**Exercise objective:** Write out the listing below exactly, and omit any images you find in it.

---+---

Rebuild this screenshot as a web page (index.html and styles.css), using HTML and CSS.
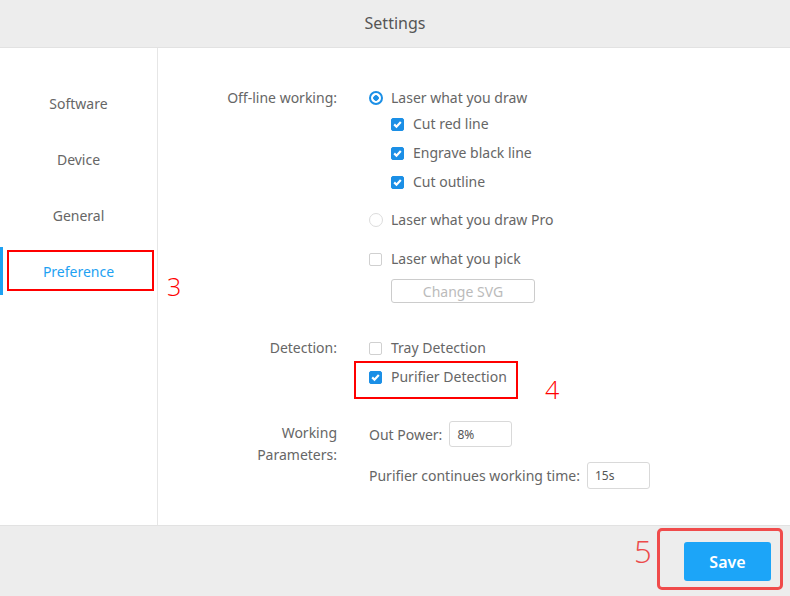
FILE: index.html
```html
<!DOCTYPE html>
<html>
  <head>
    <title>Settings</title>
    <link rel="stylesheet" href="styles.css">
  </head>
  <body>
    <div class="dialog">
      <header class="title-bar">Settings</header>
      <div class="body">
        <nav class="side-nav">
          <a class="nav-item" href="#">Software</a>
          <a class="nav-item" href="#">Device</a>
          <a class="nav-item" href="#">General</a>
          <a class="nav-item active marked" href="#">Preference<span class="step step-3">3</span></a>
        </nav>
        <main class="content">
          <section class="field offline">
            <div class="field-label">Off-line working:</div>
            <div class="field-controls">
              <label class="option"><span class="radio checked"></span>Laser what you draw</label>
              <div class="sub-options">
                <label class="option"><span class="check checked"></span>Cut red line</label>
                <label class="option"><span class="check checked"></span>Engrave black line</label>
                <label class="option"><span class="check checked"></span>Cut outline</label>
              </div>
              <label class="option pro"><span class="radio"></span>Laser what you draw Pro</label>
              <label class="option pick"><span class="check"></span>Laser what you pick</label>
              <button class="btn-svg" disabled>Change SVG</button>
            </div>
          </section>

          <section class="field detection">
            <div class="field-label">Detection:</div>
            <div class="field-controls stack">
              <label class="option"><span class="check"></span>Tray Detection</label>
              <label class="option marked purifier"><span class="check checked"></span>Purifier Detection<span class="step step-4">4</span></label>
            </div>
          </section>

          <section class="field params">
            <div class="field-label two-line">Working<br>Parameters:</div>
            <div class="field-controls">
              <div class="param-row">Out Power: <input type="text" class="param-input" value="8%"></div>
              <div class="param-row time">Purifier continues working time: <input type="text" class="param-input" value="15s"></div>
            </div>
          </section>
        </main>
      </div>
      <footer class="footer">
        <div class="save-wrap marked">
          <span class="step step-5">5</span>
          <button class="btn-save">Save</button>
        </div>
      </footer>
    </div>
  </body>
</html>
```

FILE: styles.css
```css
html, body {
  margin: 0;
  padding: 0;
  font: normal 14px "Noto Sans", "Open Sans", Arial, sans-serif;
  color: #666;
  background: #fff;
}

.dialog {
  display: flex;
  flex-direction: column;
  width: 790px;
  height: 596px;
  overflow: hidden;
}

.title-bar {
  height: 47px;
  line-height: 46px;
  text-align: center;
  font-size: 16px;
  color: #555;
  background: #ededed;
  border-bottom: 1px solid #e2e2e2;
}

.body {
  display: flex;
  flex: 1;
}

/* left menu */
.side-nav {
  display: flex;
  flex-direction: column;
  gap: 8px;
  width: 157px;
  padding-top: 31px;
  border-right: 1px solid #e6e6e6;
}

.nav-item {
  position: relative;
  height: 48px;
  line-height: 49px;
  text-align: center;
  color: #666;
  text-decoration: none;
}

.nav-item.active {
  color: #1ea1f2;
  box-shadow: inset 3px 0 0 #1ea1f2;
}

/* red annotation frames */
.marked { position: relative; }

.nav-item.marked::after {
  content: "";
  position: absolute;
  left: 7px;
  top: 3px;
  right: 3px;
  bottom: 4px;
  border: 2px solid #f00;
}

.step {
  position: absolute;
  font-family: "Open Sans", Arial, sans-serif;
  font-weight: 300;
  color: #f00;
  line-height: 1;
}

.step-3 { left: 167px; top: 27px; font-size: 25px; }
.step-4 { left: 176px; top: 10px; font-size: 25px; }
.step-5 { left: -26px; top: 5px; font-size: 31px; color: #ec4a4a; }

/* right pane */
.content {
  flex: 1;
  padding-top: 40px;
}

.field {
  display: grid;
  grid-template-columns: 179px 1fr;
  column-gap: 32px;
}

.field-label {
  text-align: right;
  line-height: 20px;
}

.field-label.two-line {
  line-height: 22px;
  padding-top: 1px;
}

.field-controls {
  display: flex;
  flex-direction: column;
  align-items: flex-start;
}

.stack { gap: 9px; }

.detection { margin-top: 35px; }
.params { margin-top: 34px; }

.option {
  display: flex;
  align-items: center;
  height: 20px;
  line-height: 20px;
  white-space: nowrap;
}

.sub-options {
  display: flex;
  flex-direction: column;
  gap: 9px;
  margin: 6px 0 0 22px;
}

.option.pro { margin-top: 18px; }
.option.pick { margin-top: 19px; }

.radio {
  box-sizing: border-box;
  width: 14px;
  height: 14px;
  margin-right: 8px;
  border: 1px solid #dcdcdc;
  border-radius: 50%;
  background: #fff;
}

.radio.checked {
  border: 2px solid #1b8fe6;
  background: radial-gradient(circle, #1b8fe6 0 2.5px, #fff 3px);
}

.check {
  box-sizing: border-box;
  width: 13px;
  height: 13px;
  margin-right: 9px;
  border: 1px solid #d0d0d0;
  border-radius: 2px;
  background: #fff;
}

.check.checked {
  border-color: #1b8fe6;
  background: #1b8fe6 url("data:image/svg+xml,%3Csvg xmlns='http://www.w3.org/2000/svg' viewBox='0 0 13 13'%3E%3Cpath d='M3.2 6.4l2.3 2.3 4.3-4.6' fill='none' stroke='%23fff' stroke-width='2.2'/%3E%3C/svg%3E") center / 13px 13px no-repeat;
}

.btn-svg {
  width: 144px;
  height: 24px;
  margin: 10px 0 0 22px;
  padding: 0;
  font: normal 14px "Noto Sans", "Open Sans", Arial, sans-serif;
  color: #bbb;
  background: #fff;
  border: 1px solid #ccc;
  border-radius: 3px;
}

.purifier::after {
  content: "";
  position: absolute;
  left: -15px;
  top: -6px;
  width: 164px;
  height: 38px;
  border: 2px solid #f00;
  box-sizing: border-box;
}

.param-row {
  display: flex;
  align-items: center;
  gap: 7px;
  height: 26px;
  white-space: nowrap;
}

.param-row.time {
  margin-top: 15px;
  height: 27px;
}

.param-input {
  box-sizing: border-box;
  width: 63px;
  height: 100%;
  padding: 0 7px;
  font: normal 12px "Noto Sans", "Open Sans", Arial, sans-serif;
  color: #555;
  border: 1px solid #d9d9d9;
  border-radius: 3px;
}

/* bottom bar */
.footer {
  display: flex;
  justify-content: flex-end;
  align-items: flex-start;
  height: 68px;
  padding: 2px 7px 0 0;
  background: #ededed;
  border-top: 1px solid #e2e2e2;
}

.save-wrap {
  display: flex;
  align-items: center;
  box-sizing: border-box;
  width: 126px;
  height: 62px;
  padding-left: 24px;
  border: 3px solid #f04b4b;
  border-radius: 5px;
}

.btn-save {
  width: 87px;
  height: 39px;
  margin-top: 5px;
  font: 600 16px "Noto Sans", "Open Sans", Arial, sans-serif;
  color: #fff;
  background: #1ca5f8;
  border: none;
  border-radius: 3px;
}
```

---+---

**Output:**
Rebuild this screenshot as a web page (index.html and styles.css), using HTML and CSS.
FILE: index.html
```html
<!DOCTYPE html>
<html>
  <head>
    <title>Settings</title>
    <link rel="stylesheet" href="styles.css">
  </head>
  <body>
    <div class="dialog">
      <header class="title-bar">Settings</header>
      <div class="body">
        <nav class="side-nav">
          <a class="nav-item" href="#">Software</a>
          <a class="nav-item" href="#">Device</a>
          <a class="nav-item" href="#">General</a>
          <a class="nav-item active marked" href="#">Preference<span class="step step-3">3</span></a>
        </nav>
        <main class="content">
          <section class="field offline">
            <div class="field-label">Off-line working:</div>
            <div class="field-controls">
              <label class="option"><span class="radio checked"></span>Laser what you draw</label>
              <div class="sub-options">
                <label class="option"><span class="check checked"></span>Cut red line</label>
                <label class="option"><span class="check checked"></span>Engrave black line</label>
                <label class="option"><span class="check checked"></span>Cut outline</label>
              </div>
              <label class="option pro"><span class="radio"></span>Laser what you draw Pro</label>
              <label class="option pick"><span class="check"></span>Laser what you pick</label>
              <button class="btn-svg" disabled>Change SVG</button>
            </div>
          </section>

          <section class="field detection">
            <div class="field-label">Detection:</div>
            <div class="field-controls stack">
              <label class="option"><span class="check"></span>Tray Detection</label>
              <label class="option marked purifier"><span class="check checked"></span>Purifier Detection<span class="step step-4">4</span></label>
            </div>
          </section>

          <section class="field params">
            <div class="field-label two-line">Working<br>Parameters:</div>
            <div class="field-controls">
              <div class="param-row">Out Power: <input type="text" class="param-input" value="8%"></div>
              <div class="param-row time">Purifier continues working time: <input type="text" class="param-input" value="15s"></div>
            </div>
          </section>
        </main>
      </div>
      <footer class="footer">
        <div class="save-wrap marked">
          <span class="step step-5">5</span>
          <button class="btn-save">Save</button>
        </div>
      </footer>
    </div>
  </body>
</html>
```

FILE: styles.css
```css
html, body {
  margin: 0;
  padding: 0;
  font: normal 14px "Noto Sans", "Open Sans", Arial, sans-serif;
  color: #666;
  background: #fff;
}

.dialog {
  display: flex;
  flex-direction: column;
  width: 790px;
  height: 596px;
  overflow: hidden;
}

.title-bar {
  height: 47px;
  line-height: 46px;
  text-align: center;
  font-size: 16px;
  color: #555;
  background: #ededed;
  border-bottom: 1px solid #e2e2e2;
}

.body {
  display: flex;
  flex: 1;
}

/* left menu */
.side-nav {
  display: flex;
  flex-direction: column;
  gap: 8px;
  width: 157px;
  padding-top: 31px;
  border-right: 1px solid #e6e6e6;
}

.nav-item {
  position: relative;
  height: 48px;
  line-height: 49px;
  text-align: center;
  color: #666;
  text-decoration: none;
}

.nav-item.active {
  color: #1ea1f2;
  box-shadow: inset 3px 0 0 #1ea1f2;
}

/* red annotation frames */
.marked { position: relative; }

.nav-item.marked::after {
  content: "";
  position: absolute;
  left: 7px;
  top: 3px;
  right: 3px;
  bottom: 4px;
  border: 2px solid #f00;
}

.step {
  position: absolute;
  font-family: "Open Sans", Arial, sans-serif;
  font-weight: 300;
  color: #f00;
  line-height: 1;
}

.step-3 { left: 167px; top: 27px; font-size: 25px; }
.step-4 { left: 176px; top: 10px; font-size: 25px; }
.step-5 { left: -26px; top: 5px; font-size: 31px; color: #ec4a4a; }

/* right pane */
.content {
  flex: 1;
  padding-top: 40px;
}

.field {
  display: grid;
  grid-template-columns: 179px 1fr;
  column-gap: 32px;
}

.field-label {
  text-align: right;
  line-height: 20px;
}

.field-label.two-line {
  line-height: 22px;
  padding-top: 1px;
}

.field-controls {
  display: flex;
  flex-direction: column;
  align-items: flex-start;
}

.stack { gap: 9px; }

.detection { margin-top: 35px; }
.params { margin-top: 34px; }

.option {
  display: flex;
  align-items: center;
  height: 20px;
  line-height: 20px;
  white-space: nowrap;
}

.sub-options {
  display: flex;
  flex-direction: column;
  gap: 9px;
  margin: 6px 0 0 22px;
}

.option.pro { margin-top: 18px; }
.option.pick { margin-top: 19px; }

.radio {
  box-sizing: border-box;
  width: 14px;
  height: 14px;
  margin-right: 8px;
  border: 1px solid #dcdcdc;
  border-radius: 50%;
  background: #fff;
}

.radio.checked {
  border: 2px solid #1b8fe6;
  background: radial-gradient(circle, #1b8fe6 0 2.5px, #fff 3px);
}

.check {
  box-sizing: border-box;
  width: 13px;
  height: 13px;
  margin-right: 9px;
  border: 1px solid #d0d0d0;
  border-radius: 2px;
  background: #fff;
}

.check.checked {
  border-color: #1b8fe6;
  background: #1b8fe6 url("data:image/svg+xml,%3Csvg xmlns='http://www.w3.org/2000/svg' viewBox='0 0 13 13'%3E%3Cpath d='M3.2 6.4l2.3 2.3 4.3-4.6' fill='none' stroke='%23fff' stroke-width='2.2'/%3E%3C/svg%3E") center / 13px 13px no-repeat;
}

.btn-svg {
  width: 144px;
  height: 24px;
  margin: 10px 0 0 22px;
  padding: 0;
  font: normal 14px "Noto Sans", "Open Sans", Arial, sans-serif;
  color: #bbb;
  background: #fff;
  border: 1px solid #ccc;
  border-radius: 3px;
}

.purifier::after {
  content: "";
  position: absolute;
  left: -15px;
  top: -6px;
  width: 164px;
  height: 38px;
  border: 2px solid #f00;
  box-sizing: border-box;
}

.param-row {
  display: flex;
  align-items: center;
  gap: 7px;
  height: 26px;
  white-space: nowrap;
}

.param-row.time {
  margin-top: 15px;
  height: 27px;
}

.param-input {
  box-sizing: border-box;
  width: 63px;
  height: 100%;
  padding: 0 7px;
  font: normal 12px "Noto Sans", "Open Sans", Arial, sans-serif;
  color: #555;
  border: 1px solid #d9d9d9;
  border-radius: 3px;
}

/* bottom bar */
.footer {
  display: flex;
  justify-content: flex-end;
  align-items: flex-start;
  height: 68px;
  padding: 2px 7px 0 0;
  background: #ededed;
  border-top: 1px solid #e2e2e2;
}

.save-wrap {
  display: flex;
  align-items: center;
  box-sizing: border-box;
  width: 126px;
  height: 62px;
  padding-left: 24px;
  border: 3px solid #f04b4b;
  border-radius: 5px;
}

.btn-save {
  width: 87px;
  height: 39px;
  margin-top: 5px;
  font: 600 16px "Noto Sans", "Open Sans", Arial, sans-serif;
  color: #fff;
  background: #1ca5f8;
  border: none;
  border-radius: 3px;
}
```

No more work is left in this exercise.